*TASK GOAL*
Beginning with the opening line of the entries, return every line through the one containing "styled, css, createGlobalStyle", both included, and nothing else. Omit pictures.

————

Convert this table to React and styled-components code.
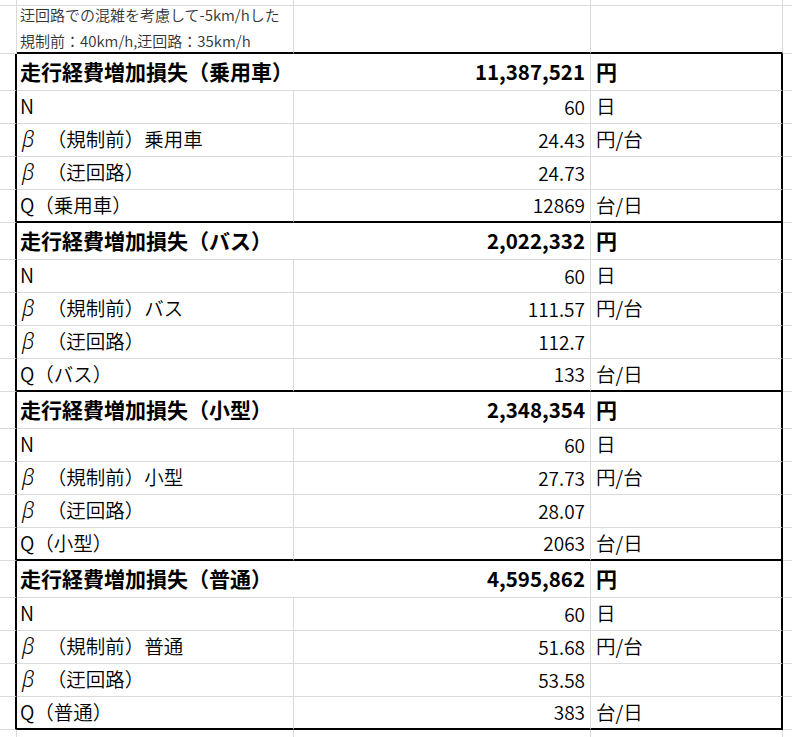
import React from 'react'
import { styled, css, createGlobalStyle } from 'styled-components'

const groups = [
  { name: '乗用車', total: '11,387,521', before: '24.43', detour: '24.73', q: '12869' },
  { name: 'バス', total: '2,022,332', before: '111.57', detour: '112.7', q: '133' },
  { name: '小型', total: '2,348,354', before: '27.73', detour: '28.07', q: '2063' },
  { name: '普通', total: '4,595,862', before: '51.68', detour: '53.58', q: '383' },
]

const line = {
  grid: '1px solid #dadada',
  edge: '2px solid #000',
  none: 'none',
}

const GlobalStyle = createGlobalStyle`
  body {
    margin: 0;
    background: #fff;
    color: #000;
    font-family: "Noto Sans CJK JP", "Noto Sans", sans-serif;
  }
`

const Sheet = styled.div`
  display: grid;
  grid-template-columns: 17px 277px 297px 192px 1fr;
  width: 792px;
  height: 737px;
  overflow: hidden;
`

const cellBase = css`
  box-sizing: border-box;
  height: ${({ $h }) => $h}px;
  border-bottom: ${({ $bottom }) => line[$bottom || 'grid']};
  display: flex;
  align-items: center;
  white-space: nowrap;
  min-width: 0;
  line-height: 1;
  font-weight: ${({ $head }) => ($head ? 700 : 350)};
`

const GutterCell = styled.div`
  ${cellBase};
  border-right: ${({ $table }) => ($table ? line.edge : line.grid)};
`

const LabelCell = styled.div`
  ${cellBase};
  padding: 0 0 2px 3px;
  border-right: ${({ $overflow }) => ($overflow ? line.none : line.grid)};
  font-size: ${({ $head }) => ($head ? '21px' : '19.5px')};
  overflow: visible;
`

const ValueCell = styled.div`
  ${cellBase};
  justify-content: flex-end;
  padding: 0 5px 2px 0;
  border-right: ${line.grid};
  font-size: ${({ $head }) => ($head ? '20.5px' : '19px')};
`

const UnitCell = styled.div`
  ${cellBase};
  padding: 0 0 2px 5px;
  border-right: ${({ $table }) => ($table ? line.edge : line.grid)};
  font-size: ${({ $head }) => ($head ? '21px' : '19.5px')};
`

const FillerCell = styled.div`
  ${cellBase};
`

const Note = styled.div`
  display: flex;
  flex-direction: column;
  font-size: 15px;
  line-height: 26px;
  color: #333;
`

const Beta = styled.span`
  display: inline-block;
  width: 1.25em;
  padding-left: 2px;
  box-sizing: border-box;
  font-style: italic;
  font-weight: 300;
  font-family: "Noto Sans", sans-serif;
  font-size: 1.1em;
`

const Row = ({ h, bottom, table, head, label, value, unit }) => (
  <>
    <GutterCell $h={h} $table={table} />
    <LabelCell $h={h} $bottom={table ? bottom : 'grid'} $overflow={head} $head={head}>
      {label}
    </LabelCell>
    <ValueCell $h={h} $bottom={table ? bottom : 'grid'} $head={head}>
      {value}
    </ValueCell>
    <UnitCell $h={h} $bottom={table ? bottom : 'grid'} $table={table} $head={head}>
      {unit}
    </UnitCell>
    <FillerCell $h={h} />
  </>
)

const Group = ({ name, total, before, detour, q }) => (
  <>
    <Row h={37} table head label={`走行経費増加損失（${name}）`} value={total} unit="円" />
    <Row h={33} table label="N" value="60" unit="日" />
    <Row h={33} table label={<><Beta>β</Beta>（規制前）{name}</>} value={before} unit="円/台" />
    <Row h={33} table label={<><Beta>β</Beta>（迂回路）</>} value={detour} />
    <Row h={33} table bottom="edge" label={`Q（${name}）`} value={q} unit="台/日" />
  </>
)

export default function App() {
  return (
    <>
      <GlobalStyle />
      <Sheet>
        <Row h={6} />
        <GutterCell $h={48} />
        <LabelCell $h={48} $bottom="edge">
          <Note>
            <span>迂回路での混雑を考慮して-5km/hした</span>
            <span>規制前：40km/h,迂回路：35km/h</span>
          </Note>
        </LabelCell>
        <ValueCell $h={48} $bottom="edge" />
        <UnitCell $h={48} $bottom="edge" />
        <FillerCell $h={48} />
        {groups.map((g) => (
          <Group key={g.name} {...g} />
        ))}
        <Row h={33} />
      </Sheet>
    </>
  )
}
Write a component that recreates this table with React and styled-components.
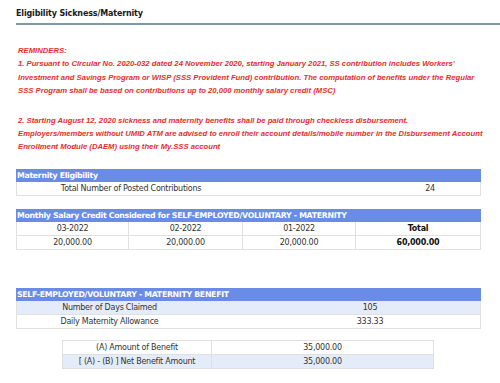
import React from 'react';
import styled, { createGlobalStyle } from 'styled-components';

const GlobalStyle = createGlobalStyle`
  body {
    margin: 0;
    background: #fff;
    font-family: "DejaVu Sans", Verdana, sans-serif;
  }
`;

const Page = styled.div`
  width: 500px;
  height: 383px;
  overflow: hidden;
  padding-top: 8px;
  box-sizing: border-box;
`;

const Title = styled.h4`
  margin: 0 0 0 16px;
  padding-bottom: 4px;
  border-bottom: 2px solid #8096ae;
  font-size: 8px;
  font-weight: bold;
  letter-spacing: -0.15px;
  color: #1a1a1a;
  line-height: 11px;
`;

const Content = styled.div`
  padding: 0 19px 0 16px;
`;

const Reminders = styled.div`
  margin-top: 19px;
  padding-left: 2px;
  font-family: "Liberation Sans", Arial, sans-serif;
  font-size: 7.7px;
  font-weight: bold;
  font-style: italic;
  line-height: 13.4px;
  white-space: nowrap;
  color: #e3302e;

  p {
    margin: 0 0 16px;
  }
  p:last-child {
    margin-bottom: 0;
  }
`;

const Gap = styled.div`
  height: ${p => p.h}px;
`;

const Table = styled.div`
  display: grid;
  grid-template-columns: ${p => p.cols};
  width: ${p => p.w || '465px'};
  margin-left: ${p => p.ml || 0}px;
  font-size: 8px;
  letter-spacing: -0.25px;
  color: #333;
`;

const Head = styled.div`
  grid-column: 1 / -1;
  height: 13px;
  line-height: 13px;
  padding-left: 1px;
  background: #6a8ce6;
  color: #fff;
  font-size: 7.8px;
  font-weight: bold;
  letter-spacing: -0.3px;
`;

const Cell = styled.div`
  height: 13px;
  line-height: 13px;
  text-align: center;
  white-space: nowrap;
  background: ${p => (p.alt ? '#e4ecf9' : '#fff')};
  border-top: ${p => (p.top ? '1px solid #e0e0e0' : 'none')};
  border-bottom: 1px solid #e0e0e0;
  border-left: ${p => (p.first ? '1px solid #e0e0e0' : 'none')};
  border-right: ${p => (p.line ? '1px solid #e0e0e0' : 'none')};
  font-weight: ${p => (p.bold ? 'bold' : 'normal')};
  color: ${p => (p.bold ? '#111' : '#333')};
`;

export default function App() {
  return (
    <Page>
      <GlobalStyle />
      <Title>Eligibility Sickness/Maternity</Title>
      <Content>
        <Reminders>
          <p>
            REMINDERS:
            <br />
            1. Pursuant to Circular No. 2020-032 dated 24 November 2020, starting January 2021, SS contribution includes Workers'
            <br />
            Investment and Savings Program or WISP (SSS Provident Fund) contribution. The computation of benefits under the Regular
            <br />
            SSS Program shall be based on contributions up to 20,000 monthly salary credit (MSC)
          </p>
          <p>
            2. Starting August 12, 2020 sickness and maternity benefits shall be paid through checkless disbursement.
            <br />
            Employers/members without UMID ATM are advised to enroll their account details/mobile number in the Disbursement Account
            <br />
            Enrollment Module (DAEM) using their My.SSS account
          </p>
        </Reminders>

        <Gap h={15} />
        <Table cols="229px 135px 101px">
          <Head>Maternity Eligibility</Head>
          <Cell first>Total Number of Posted Contributions</Cell>
          <Cell />
          <Cell line>24</Cell>
        </Table>

        <Gap h={13} />
        <Table cols="113px 114px 113px 125px">
          <Head>Monthly Salary Credit Considered for SELF-EMPLOYED/VOLUNTARY - MATERNITY</Head>
          <Cell first line>03-2022</Cell>
          <Cell line>02-2022</Cell>
          <Cell line>01-2022</Cell>
          <Cell line bold>Total</Cell>
          <Cell first line>20,000.00</Cell>
          <Cell line>20,000.00</Cell>
          <Cell line>20,000.00</Cell>
          <Cell line bold>60,000.00</Cell>
        </Table>

        <Gap h={38} />
        <Table cols="186px 120px 96px 63px">
          <Head>SELF-EMPLOYED/VOLUNTARY - MATERNITY BENEFIT</Head>
          <Cell first alt>Number of Days Claimed</Cell>
          <Cell alt />
          <Cell alt>105</Cell>
          <Cell alt line />
          <Cell first>Daily Maternity Allowance</Cell>
          <Cell />
          <Cell>333.33</Cell>
          <Cell line />
        </Table>

        <Gap h={11} />
        <Table cols="150px 222px" w="372px" ml={46}>
          <Cell first line top>(A) Amount of Benefit</Cell>
          <Cell line top>35,000.00</Cell>
          <Cell first line alt>[ (A) - (B) ] Net Benefit Amount</Cell>
          <Cell line alt>35,000.00</Cell>
        </Table>
      </Content>
    </Page>
  );
}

————

*THE OUTPUT*
Convert this table to React and styled-components code.
import React from 'react'
import { styled, css, createGlobalStyle } from 'styled-components'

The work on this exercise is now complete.